● **Direction**:
Locate the line bearing "Generate a component" in the material below, then reproduce it and each following line up to and including the line bearing "const tones: Record<Tone, string>".

● **Exercise materials**:
───
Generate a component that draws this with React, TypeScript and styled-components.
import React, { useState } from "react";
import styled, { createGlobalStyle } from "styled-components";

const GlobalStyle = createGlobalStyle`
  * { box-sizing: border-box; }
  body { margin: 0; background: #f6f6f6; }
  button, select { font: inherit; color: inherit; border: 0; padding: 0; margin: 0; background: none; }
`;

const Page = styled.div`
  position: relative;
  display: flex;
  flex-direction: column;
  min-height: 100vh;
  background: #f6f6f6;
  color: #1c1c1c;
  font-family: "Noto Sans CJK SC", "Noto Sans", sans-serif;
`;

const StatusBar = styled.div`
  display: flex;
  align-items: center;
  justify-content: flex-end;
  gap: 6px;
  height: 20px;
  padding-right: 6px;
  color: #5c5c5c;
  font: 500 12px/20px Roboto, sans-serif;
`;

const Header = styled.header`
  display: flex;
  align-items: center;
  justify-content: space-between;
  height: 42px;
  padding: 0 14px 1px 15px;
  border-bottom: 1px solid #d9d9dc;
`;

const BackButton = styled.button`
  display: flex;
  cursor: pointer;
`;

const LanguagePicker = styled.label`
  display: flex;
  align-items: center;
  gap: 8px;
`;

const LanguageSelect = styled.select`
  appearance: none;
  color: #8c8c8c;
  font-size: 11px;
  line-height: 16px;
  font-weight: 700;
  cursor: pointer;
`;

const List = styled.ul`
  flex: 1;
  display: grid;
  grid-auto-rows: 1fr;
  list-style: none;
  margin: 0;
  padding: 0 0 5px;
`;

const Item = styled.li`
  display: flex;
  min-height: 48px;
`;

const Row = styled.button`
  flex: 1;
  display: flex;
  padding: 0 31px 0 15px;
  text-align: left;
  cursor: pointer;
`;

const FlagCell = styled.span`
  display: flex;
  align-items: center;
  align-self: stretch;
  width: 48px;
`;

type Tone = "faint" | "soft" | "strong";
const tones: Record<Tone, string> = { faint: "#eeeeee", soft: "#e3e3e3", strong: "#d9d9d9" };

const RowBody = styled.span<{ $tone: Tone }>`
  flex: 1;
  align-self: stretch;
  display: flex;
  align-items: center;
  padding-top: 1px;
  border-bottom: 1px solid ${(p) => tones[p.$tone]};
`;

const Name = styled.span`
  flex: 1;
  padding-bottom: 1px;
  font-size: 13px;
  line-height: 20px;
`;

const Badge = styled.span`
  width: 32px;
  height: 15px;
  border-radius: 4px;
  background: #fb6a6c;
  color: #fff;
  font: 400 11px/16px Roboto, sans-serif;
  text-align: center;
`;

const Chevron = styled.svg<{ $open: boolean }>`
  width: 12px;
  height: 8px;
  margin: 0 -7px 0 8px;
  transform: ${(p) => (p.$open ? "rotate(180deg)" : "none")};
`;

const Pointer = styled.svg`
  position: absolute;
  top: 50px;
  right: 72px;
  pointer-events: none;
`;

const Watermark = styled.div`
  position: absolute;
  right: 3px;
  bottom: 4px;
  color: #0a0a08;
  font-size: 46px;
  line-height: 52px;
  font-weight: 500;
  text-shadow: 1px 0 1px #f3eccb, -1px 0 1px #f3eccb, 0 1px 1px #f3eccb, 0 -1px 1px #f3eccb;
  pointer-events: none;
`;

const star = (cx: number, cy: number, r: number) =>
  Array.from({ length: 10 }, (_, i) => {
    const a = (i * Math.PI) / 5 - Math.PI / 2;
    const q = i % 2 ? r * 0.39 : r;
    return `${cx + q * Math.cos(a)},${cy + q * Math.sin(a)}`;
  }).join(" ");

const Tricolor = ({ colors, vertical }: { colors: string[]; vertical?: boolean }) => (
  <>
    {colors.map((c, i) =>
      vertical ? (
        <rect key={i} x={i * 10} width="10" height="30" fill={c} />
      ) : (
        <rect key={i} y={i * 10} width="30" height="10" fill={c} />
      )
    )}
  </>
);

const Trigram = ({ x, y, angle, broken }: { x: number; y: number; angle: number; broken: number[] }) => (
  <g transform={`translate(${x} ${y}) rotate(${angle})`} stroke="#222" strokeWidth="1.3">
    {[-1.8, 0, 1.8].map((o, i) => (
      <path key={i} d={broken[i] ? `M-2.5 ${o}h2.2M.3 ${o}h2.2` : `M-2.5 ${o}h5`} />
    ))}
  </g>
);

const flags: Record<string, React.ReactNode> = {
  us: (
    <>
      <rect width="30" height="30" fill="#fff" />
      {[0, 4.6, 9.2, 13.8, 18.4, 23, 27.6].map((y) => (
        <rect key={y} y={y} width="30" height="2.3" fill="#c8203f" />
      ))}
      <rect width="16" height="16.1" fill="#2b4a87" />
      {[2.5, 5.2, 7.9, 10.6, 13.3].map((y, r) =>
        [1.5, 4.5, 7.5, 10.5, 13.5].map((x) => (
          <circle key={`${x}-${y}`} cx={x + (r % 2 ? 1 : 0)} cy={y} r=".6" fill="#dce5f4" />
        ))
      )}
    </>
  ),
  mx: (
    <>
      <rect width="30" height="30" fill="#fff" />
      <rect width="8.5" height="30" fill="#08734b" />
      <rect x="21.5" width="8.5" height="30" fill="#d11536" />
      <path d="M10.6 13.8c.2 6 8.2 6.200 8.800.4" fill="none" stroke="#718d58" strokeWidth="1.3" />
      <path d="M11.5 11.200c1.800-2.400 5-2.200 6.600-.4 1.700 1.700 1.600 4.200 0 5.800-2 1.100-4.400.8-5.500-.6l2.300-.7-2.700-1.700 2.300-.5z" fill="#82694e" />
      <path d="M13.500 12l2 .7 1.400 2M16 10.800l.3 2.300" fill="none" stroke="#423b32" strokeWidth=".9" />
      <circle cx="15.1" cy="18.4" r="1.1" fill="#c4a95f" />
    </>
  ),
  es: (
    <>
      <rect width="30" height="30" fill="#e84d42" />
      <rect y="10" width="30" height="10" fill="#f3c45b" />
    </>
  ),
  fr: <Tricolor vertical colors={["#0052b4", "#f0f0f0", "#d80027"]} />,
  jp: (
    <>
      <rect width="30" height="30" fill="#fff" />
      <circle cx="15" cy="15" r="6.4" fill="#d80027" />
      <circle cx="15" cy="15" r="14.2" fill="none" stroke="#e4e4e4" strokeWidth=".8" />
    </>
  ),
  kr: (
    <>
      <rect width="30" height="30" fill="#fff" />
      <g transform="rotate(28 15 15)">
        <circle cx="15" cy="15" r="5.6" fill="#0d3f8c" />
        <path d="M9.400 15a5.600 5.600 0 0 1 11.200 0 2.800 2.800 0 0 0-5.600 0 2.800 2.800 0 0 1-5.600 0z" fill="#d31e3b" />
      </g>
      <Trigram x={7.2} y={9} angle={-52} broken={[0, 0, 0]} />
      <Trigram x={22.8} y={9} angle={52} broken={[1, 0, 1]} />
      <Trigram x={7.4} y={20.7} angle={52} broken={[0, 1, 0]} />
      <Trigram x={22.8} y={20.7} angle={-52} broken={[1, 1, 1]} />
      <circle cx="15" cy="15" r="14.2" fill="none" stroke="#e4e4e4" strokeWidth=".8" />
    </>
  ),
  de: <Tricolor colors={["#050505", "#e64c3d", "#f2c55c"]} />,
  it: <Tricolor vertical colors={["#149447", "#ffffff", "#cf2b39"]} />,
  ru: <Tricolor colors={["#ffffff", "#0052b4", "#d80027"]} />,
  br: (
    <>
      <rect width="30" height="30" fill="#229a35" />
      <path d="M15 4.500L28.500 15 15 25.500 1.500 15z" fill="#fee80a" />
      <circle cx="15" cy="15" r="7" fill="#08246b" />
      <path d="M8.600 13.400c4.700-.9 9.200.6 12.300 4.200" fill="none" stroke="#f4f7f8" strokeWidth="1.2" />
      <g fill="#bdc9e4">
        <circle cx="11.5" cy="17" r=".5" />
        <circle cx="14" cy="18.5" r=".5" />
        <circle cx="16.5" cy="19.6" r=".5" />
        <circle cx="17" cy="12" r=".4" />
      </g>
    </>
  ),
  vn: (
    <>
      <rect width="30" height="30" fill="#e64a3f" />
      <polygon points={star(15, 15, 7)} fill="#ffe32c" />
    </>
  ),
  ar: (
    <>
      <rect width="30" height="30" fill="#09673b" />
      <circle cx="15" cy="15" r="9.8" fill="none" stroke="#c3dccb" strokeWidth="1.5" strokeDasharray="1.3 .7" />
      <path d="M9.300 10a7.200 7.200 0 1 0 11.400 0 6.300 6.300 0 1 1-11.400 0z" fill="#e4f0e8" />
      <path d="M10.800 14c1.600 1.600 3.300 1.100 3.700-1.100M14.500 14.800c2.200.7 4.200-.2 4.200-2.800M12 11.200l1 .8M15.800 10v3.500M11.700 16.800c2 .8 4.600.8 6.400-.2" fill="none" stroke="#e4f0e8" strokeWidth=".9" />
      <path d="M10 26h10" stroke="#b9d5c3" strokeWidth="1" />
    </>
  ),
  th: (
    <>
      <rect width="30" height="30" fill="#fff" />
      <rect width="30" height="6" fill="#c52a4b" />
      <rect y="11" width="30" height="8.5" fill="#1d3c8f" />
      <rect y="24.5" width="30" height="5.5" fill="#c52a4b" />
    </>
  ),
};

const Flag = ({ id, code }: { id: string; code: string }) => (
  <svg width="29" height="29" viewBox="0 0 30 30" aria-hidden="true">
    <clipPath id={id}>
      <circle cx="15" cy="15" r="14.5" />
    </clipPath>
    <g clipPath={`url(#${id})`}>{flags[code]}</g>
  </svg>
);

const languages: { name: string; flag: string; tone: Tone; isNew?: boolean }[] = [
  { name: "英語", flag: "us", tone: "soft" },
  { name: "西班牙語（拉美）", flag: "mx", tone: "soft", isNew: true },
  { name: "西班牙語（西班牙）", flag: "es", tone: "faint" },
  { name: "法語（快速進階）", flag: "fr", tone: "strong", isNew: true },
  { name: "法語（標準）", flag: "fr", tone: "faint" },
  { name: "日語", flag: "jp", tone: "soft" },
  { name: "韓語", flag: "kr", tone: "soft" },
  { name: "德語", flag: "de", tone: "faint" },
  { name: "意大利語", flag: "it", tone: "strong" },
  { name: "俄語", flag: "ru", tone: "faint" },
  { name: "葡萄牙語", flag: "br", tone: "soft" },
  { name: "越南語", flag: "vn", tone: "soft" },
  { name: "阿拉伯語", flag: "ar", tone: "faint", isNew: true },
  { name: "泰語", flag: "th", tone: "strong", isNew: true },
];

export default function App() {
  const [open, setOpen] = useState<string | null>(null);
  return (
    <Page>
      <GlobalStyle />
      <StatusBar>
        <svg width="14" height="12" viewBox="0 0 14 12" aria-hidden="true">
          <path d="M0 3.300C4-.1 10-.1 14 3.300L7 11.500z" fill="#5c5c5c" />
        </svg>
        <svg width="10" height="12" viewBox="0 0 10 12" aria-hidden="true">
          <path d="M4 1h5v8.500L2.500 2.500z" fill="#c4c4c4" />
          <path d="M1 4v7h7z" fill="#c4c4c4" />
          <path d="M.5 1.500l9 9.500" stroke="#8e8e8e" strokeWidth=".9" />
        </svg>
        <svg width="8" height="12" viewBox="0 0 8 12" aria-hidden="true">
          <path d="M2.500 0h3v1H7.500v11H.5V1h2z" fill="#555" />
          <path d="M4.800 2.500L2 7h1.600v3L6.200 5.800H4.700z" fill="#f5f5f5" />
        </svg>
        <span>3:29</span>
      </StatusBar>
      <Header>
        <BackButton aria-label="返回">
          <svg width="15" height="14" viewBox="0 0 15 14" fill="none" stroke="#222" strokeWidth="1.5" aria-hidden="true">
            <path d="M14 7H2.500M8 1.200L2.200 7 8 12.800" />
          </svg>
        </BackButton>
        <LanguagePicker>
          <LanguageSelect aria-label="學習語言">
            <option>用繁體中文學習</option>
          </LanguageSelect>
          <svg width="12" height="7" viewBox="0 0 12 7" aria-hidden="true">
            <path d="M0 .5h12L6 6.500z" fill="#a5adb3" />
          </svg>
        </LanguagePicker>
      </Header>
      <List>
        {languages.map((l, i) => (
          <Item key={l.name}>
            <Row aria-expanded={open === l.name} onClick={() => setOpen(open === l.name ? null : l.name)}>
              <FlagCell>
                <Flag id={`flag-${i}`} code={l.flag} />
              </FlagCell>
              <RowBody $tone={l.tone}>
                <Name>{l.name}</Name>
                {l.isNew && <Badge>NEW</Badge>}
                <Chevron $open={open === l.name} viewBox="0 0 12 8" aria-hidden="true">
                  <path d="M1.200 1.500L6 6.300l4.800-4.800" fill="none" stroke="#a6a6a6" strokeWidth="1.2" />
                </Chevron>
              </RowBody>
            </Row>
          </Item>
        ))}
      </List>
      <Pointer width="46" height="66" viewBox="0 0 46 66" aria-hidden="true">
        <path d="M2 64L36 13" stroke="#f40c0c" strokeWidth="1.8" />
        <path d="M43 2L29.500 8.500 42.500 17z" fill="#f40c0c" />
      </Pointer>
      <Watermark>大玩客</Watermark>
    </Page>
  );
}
───
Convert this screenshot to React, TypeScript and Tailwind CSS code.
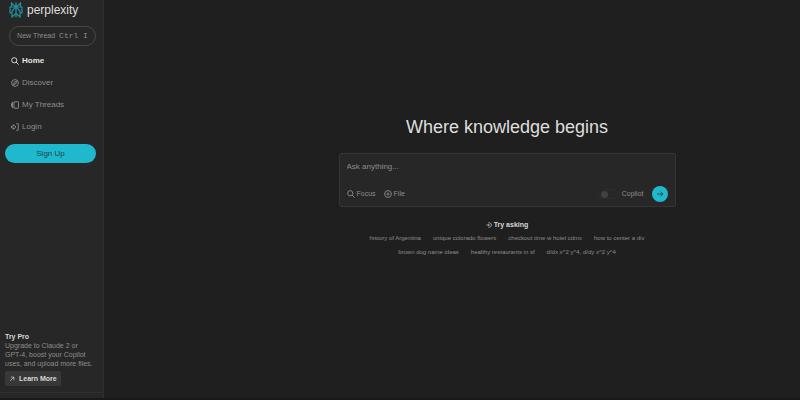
───
● **In response**:
Generate a component that draws this with React, TypeScript and styled-components.
import React, { useState } from "react";
import styled, { createGlobalStyle } from "styled-components";

const GlobalStyle = createGlobalStyle`
  * { box-sizing: border-box; }
  body { margin: 0; background: #f6f6f6; }
  button, select { font: inherit; color: inherit; border: 0; padding: 0; margin: 0; background: none; }
`;

const Page = styled.div`
  position: relative;
  display: flex;
  flex-direction: column;
  min-height: 100vh;
  background: #f6f6f6;
  color: #1c1c1c;
  font-family: "Noto Sans CJK SC", "Noto Sans", sans-serif;
`;

const StatusBar = styled.div`
  display: flex;
  align-items: center;
  justify-content: flex-end;
  gap: 6px;
  height: 20px;
  padding-right: 6px;
  color: #5c5c5c;
  font: 500 12px/20px Roboto, sans-serif;
`;

const Header = styled.header`
  display: flex;
  align-items: center;
  justify-content: space-between;
  height: 42px;
  padding: 0 14px 1px 15px;
  border-bottom: 1px solid #d9d9dc;
`;

const BackButton = styled.button`
  display: flex;
  cursor: pointer;
`;

const LanguagePicker = styled.label`
  display: flex;
  align-items: center;
  gap: 8px;
`;

const LanguageSelect = styled.select`
  appearance: none;
  color: #8c8c8c;
  font-size: 11px;
  line-height: 16px;
  font-weight: 700;
  cursor: pointer;
`;

const List = styled.ul`
  flex: 1;
  display: grid;
  grid-auto-rows: 1fr;
  list-style: none;
  margin: 0;
  padding: 0 0 5px;
`;

const Item = styled.li`
  display: flex;
  min-height: 48px;
`;

const Row = styled.button`
  flex: 1;
  display: flex;
  padding: 0 31px 0 15px;
  text-align: left;
  cursor: pointer;
`;

const FlagCell = styled.span`
  display: flex;
  align-items: center;
  align-self: stretch;
  width: 48px;
`;

type Tone = "faint" | "soft" | "strong";
const tones: Record<Tone, string> = { faint: "#eeeeee", soft: "#e3e3e3", strong: "#d9d9d9" };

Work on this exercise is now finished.